Wednesday, September 29, 2004 4:46 PM
Thursday, September 30, 2004 9:37 PM
Quote: excerpted from http://www.washingtonpost.com/ac2/wp-dyn/A60725-2004Sep29?language=printer White House spokesman Scott McClellan, asked Tuesday about similarities between Bush's statements about Iraq and Allawi's speech to Congress last week, said he did not know of any help U.S. officials gave with the speech. "None that I know of," he said, adding, "No one at the White House." He also said he did not know if the U.S. Embassy in Baghdad had seen the speech.

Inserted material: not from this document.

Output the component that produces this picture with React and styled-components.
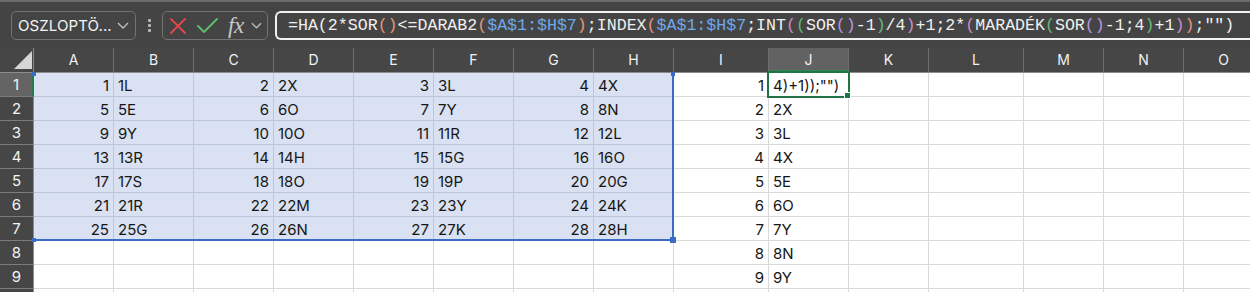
import React from 'react';
import styled, { createGlobalStyle } from 'styled-components';

const GlobalStyle = createGlobalStyle`
  html, body { margin: 0; padding: 0; background: #ffffff; overflow: hidden; }
  body { font-family: Inter, "Noto Sans", sans-serif; }
`;

const Page = styled.div`
  width: 1250px;
  height: 292px;
  overflow: hidden;
  display: flex;
  flex-direction: column;
`;

const Toolbar = styled.div`
  flex: none;
  height: 48px;
  box-sizing: border-box;
  background: #444444;
  border-top: 2px solid #6c6c6c;
  display: flex;
  align-items: flex-start;
  padding: 9px 0 0 11px;
`;

const NameBox = styled.div`
  width: 125px;
  height: 29px;
  box-sizing: border-box;
  border: 1px solid #737373;
  border-radius: 5px;
  display: flex;
  align-items: center;
  justify-content: space-between;
  padding: 0 6px 0 6px;
  color: #f4f4f4;
  font-size: 15px;
  letter-spacing: 0.1px;
`;

const Dots = styled.div`
  margin: 8px 0 0 12px;
  display: flex;
  flex-direction: column;
  gap: 2px;
  span {
    width: 3px;
    height: 3px;
    border-radius: 1px;
    background: #b8b8b8;
  }
`;

const FxGroup = styled.div`
  margin-left: 11px;
  width: 106px;
  height: 29px;
  box-sizing: border-box;
  border: 1px solid #737373;
  border-radius: 5px;
  display: flex;
  align-items: center;
  padding-left: 7px;
`;

const Slot = styled.span`
  display: flex;
  align-items: center;
  margin-left: ${(p) => p.$ml || 0}px;
`;

const FxText = styled.span`
  font-family: "Liberation Serif", "DejaVu Serif", serif;
  font-style: italic;
  font-size: 23px;
  line-height: 22px;
  color: #c9c9c9;
  letter-spacing: -0.5px;
`;

const FormulaBox = styled.div`
  margin-left: 7px;
  flex: 1;
  height: 29px;
  box-sizing: border-box;
  border: 2px solid #f2f2f2;
  border-right: none;
  border-radius: 6px 0 0 6px;
  padding-left: 11px;
  display: flex;
  align-items: center;
  white-space: nowrap;
  overflow: hidden;
  font-family: "Liberation Mono", "DejaVu Sans Mono", monospace;
  font-size: 16.6px;
  color: #f0f0f0;
`;

const Tok = styled.span`
  color: ${(p) => p.$c || '#f0f0f0'};
`;

const Sheet = styled.div`
  position: relative;
  flex: 1;
  overflow: hidden;
`;

const HeaderRow = styled.div`
  display: flex;
  height: 25px;
  box-sizing: border-box;
  background: #464646;
  border-bottom: 1px solid #8c8c8c;
`;

const Corner = styled.div`
  flex: none;
  width: 34px;
  box-sizing: border-box;
  border-right: 1px solid #8c8c8c;
  display: flex;
  align-items: flex-end;
  justify-content: flex-end;
  padding: 0 1px 3px 0;
`;

const ColHead = styled.div`
  flex: none;
  width: ${(p) => p.$w}px;
  box-sizing: border-box;
  border-right: 1px solid #6e6e6e;
  border-bottom: ${(p) => (p.$active ? '2px solid #2b8a55' : 'none')};
  background: ${(p) => (p.$active ? '#626262' : 'transparent')};
  color: #f2f2f2;
  font-size: 14px;
  line-height: 24px;
  text-align: center;
`;

const Row = styled.div`
  display: flex;
  height: 24px;
`;

const RowHead = styled.div`
  flex: none;
  width: 34px;
  box-sizing: border-box;
  background: ${(p) => (p.$active ? '#646464' : '#464646')};
  border-right: ${(p) => (p.$active ? '2px solid #237a4b' : '1px solid #8c8c8c')};
  border-bottom: 1px solid #7c7c7c;
  color: #f4f4f4;
  font-size: 15px;
  line-height: 23px;
  text-align: center;
`;

const Cell = styled.div`
  flex: none;
  width: ${(p) => p.$w}px;
  box-sizing: border-box;
  background: ${(p) => (p.$sel ? '#d9e1f2' : '#ffffff')};
  border-right: 1px solid ${(p) => (p.$sel ? '#bcc6dc' : '#d9d9d9')};
  border-bottom: 1px solid ${(p) => (p.$sel ? '#bcc6dc' : '#d9d9d9')};
  color: #161616;
  font-size: 15px;
  line-height: 23px;
  padding: 1px 4px 0 4px;
  text-align: ${(p) => (p.$num ? 'right' : 'left')};
  white-space: nowrap;
  overflow: hidden;
`;

const RangeBox = styled.div`
  position: absolute;
  left: 34px;
  top: 25px;
  width: 640px;
  height: 168px;
  box-sizing: border-box;
  border-right: 2px solid #3a6cc6;
  border-bottom: 2px solid #3a6cc6;
  pointer-events: none;
`;

const Handle = styled.div`
  position: absolute;
  left: ${(p) => p.$x}px;
  top: ${(p) => p.$y}px;
  width: ${(p) => p.$s}px;
  height: ${(p) => p.$s}px;
  background: ${(p) => p.$c};
  box-sizing: border-box;
  outline: ${(p) => (p.$ring ? '1px solid #ffffff' : 'none')};
`;

const ActiveBox = styled.div`
  position: absolute;
  left: 767px;
  top: 23px;
  width: 83px;
  height: 27px;
  box-sizing: border-box;
  border: 2px solid #1f7346;
  pointer-events: none;
`;

const Chevron = ({ w = 12 }) => (
  <svg width={w} height="7" viewBox="0 0 12 7">
    <path d="M1 1 L6 6 L11 1" fill="none" stroke="#bdbdbd" strokeWidth="1.4" />
  </svg>
);

const Cross = () => (
  <svg width="16" height="16" viewBox="0 0 16 16">
    <path d="M1 1 L15 15 M15 1 L1 15" stroke="#e2474d" strokeWidth="1.8" strokeLinecap="round" />
  </svg>
);

const Check = () => (
  <svg width="21" height="15" viewBox="0 0 21 15">
    <path d="M1 8 L7 14 L20 1" fill="none" stroke="#5dbf6a" strokeWidth="1.8" strokeLinecap="round" strokeLinejoin="round" />
  </svg>
);

const CornerMark = () => (
  <svg width="18" height="18" viewBox="0 0 18 18">
    <path d="M18 0 L18 18 L0 18 Z" fill="#d6d6d6" />
  </svg>
);

const W = '#f0f0f0';
const L1 = '#e6947b';
const L2 = '#d08acb';
const L3 = '#63bb74';
const L4 = '#b596e0';
const REF = '#6fa8ec';

const formula = [
  ['=HA(', W], ['2*SOR', W], ['()', L1], ['<=DARAB2', W], ['(', L1], ['$A$1:$H$7', REF], [')', L1],
  [';INDEX', W], ['(', L1], ['$A$1:$H$7', REF], [';INT', W], ['(', L2], ['(', L3], ['SOR', W], ['()', L4],
  ['-1', W], [')', L3], ['/4', W], [')', L2], ['+1;2*', W], ['(', L2], ['MARADÉK', W], ['(', L3],
  ['SOR', W], ['()', L4], ['-1;4', W], [')', L3], ['+1', W], [')', L2], [')', L1], [';""', W], [')', W],
];

const columns = [
  ['A', 80], ['B', 80], ['C', 80], ['D', 80], ['E', 80], ['F', 80], ['G', 80], ['H', 80],
  ['I', 95], ['J', 80], ['K', 80], ['L', 95], ['M', 80], ['N', 80], ['O', 80],
];

const letters = [
  ['L', 'X', 'L', 'X'],
  ['E', 'O', 'Y', 'N'],
  ['Y', 'O', 'R', 'L'],
  ['R', 'H', 'G', 'O'],
  ['S', 'O', 'P', 'G'],
  ['R', 'M', 'Y', 'K'],
  ['G', 'N', 'K', 'H'],
];

const jValues = ['4)+1));"")', '2X', '3L', '4X', '5E', '6O', '7Y', '8N', '9Y', ''];

function cellContent(r, ci) {
  // r: 0-based row, ci: 0-based column
  if (r < 7 && ci < 8) {
    const pair = Math.floor(ci / 2);
    const n = r * 4 + pair + 1;
    return ci % 2 === 0 ? { text: String(n), num: true } : { text: `${n}${letters[r][pair]}`, num: false };
  }
  if (ci === 8 && r < 9) return { text: String(r + 1), num: true };
  if (ci === 9) return { text: jValues[r], num: false };
  return { text: '', num: false };
}

export default function App() {
  const rows = Array.from({ length: 10 }, (_, i) => i);
  return (
    <Page>
      <GlobalStyle />
      <Toolbar>
        <NameBox>
          <span>OSZLOPTÖ...</span>
          <Chevron />
        </NameBox>
        <Dots>
          <span />
          <span />
          <span />
        </Dots>
        <FxGroup>
          <Slot><Cross /></Slot>
          <Slot $ml={11}><Check /></Slot>
          <Slot $ml={10}><FxText>fx</FxText></Slot>
          <Slot $ml={7}><Chevron w={11} /></Slot>
        </FxGroup>
        <FormulaBox>
          {formula.map(([t, c], i) => (
            <Tok key={i} $c={c}>{t}</Tok>
          ))}
        </FormulaBox>
      </Toolbar>
      <Sheet>
        <HeaderRow>
          <Corner><CornerMark /></Corner>
          {columns.map(([name, w]) => (
            <ColHead key={name} $w={w} $active={name === 'J'}>{name}</ColHead>
          ))}
        </HeaderRow>
        {rows.map((r) => (
          <Row key={r}>
            <RowHead $active={r === 0}>{r + 1}</RowHead>
            {columns.map(([name, w], ci) => {
              const c = cellContent(r, ci);
              return (
                <Cell key={name} $w={w} $sel={r < 7 && ci < 8} $num={c.num}>
                  {c.text}
                </Cell>
              );
            })}
          </Row>
        ))}
        <RangeBox />
        <Handle $x={32} $y={24} $s={4} $c="#3a6cc6" />
        <Handle $x={671} $y={24} $s={4} $c="#3a6cc6" />
        <Handle $x={32} $y={190} $s={4} $c="#3a6cc6" />
        <Handle $x={670} $y={189} $s={6} $c="#3a6cc6" />
        <ActiveBox />
        <Handle $x={845} $y={45} $s={5} $c="#1f7346" $ring />
      </Sheet>
    </Page>
  );
}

But administration officials, speaking on the condition of anonymity, said the prime minister was coached and aided by the U.S. government, its allies and friends of the administration. Among them was Dan Senor, former spokesman for the CPA who has more recently represented the Bush campaign in media appearances. Senor, who has denied writing the speech, sent Allawi recommended phrases. He also helped Allawi rehearse in New York last week, officials said. Senor declined to comment. The U.S. Embassy in Baghdad and British Foreign Service officials also helped Allawi with the text and delivery of his remarks, said administration officials who were involved. The State Department and officials elsewhere in the government took the lead in booking Allawi's interviews. Administration officials said that the Iraqi Embassy in Washington consists of just a few officials and has only a dial-up Internet connection, so was incapable of preparing for the high-profile tour.
Friday, October 1, 2004 8:44 AM
ARAWAEN
Friday, October 1, 2004 10:49 AM
GINOBIFFARONI
Quote:Originally posted by rue: BTW, fundamentalism is on a fast rise in Iraq. Hussein was actually keeping it down and maintaining a secular government and society.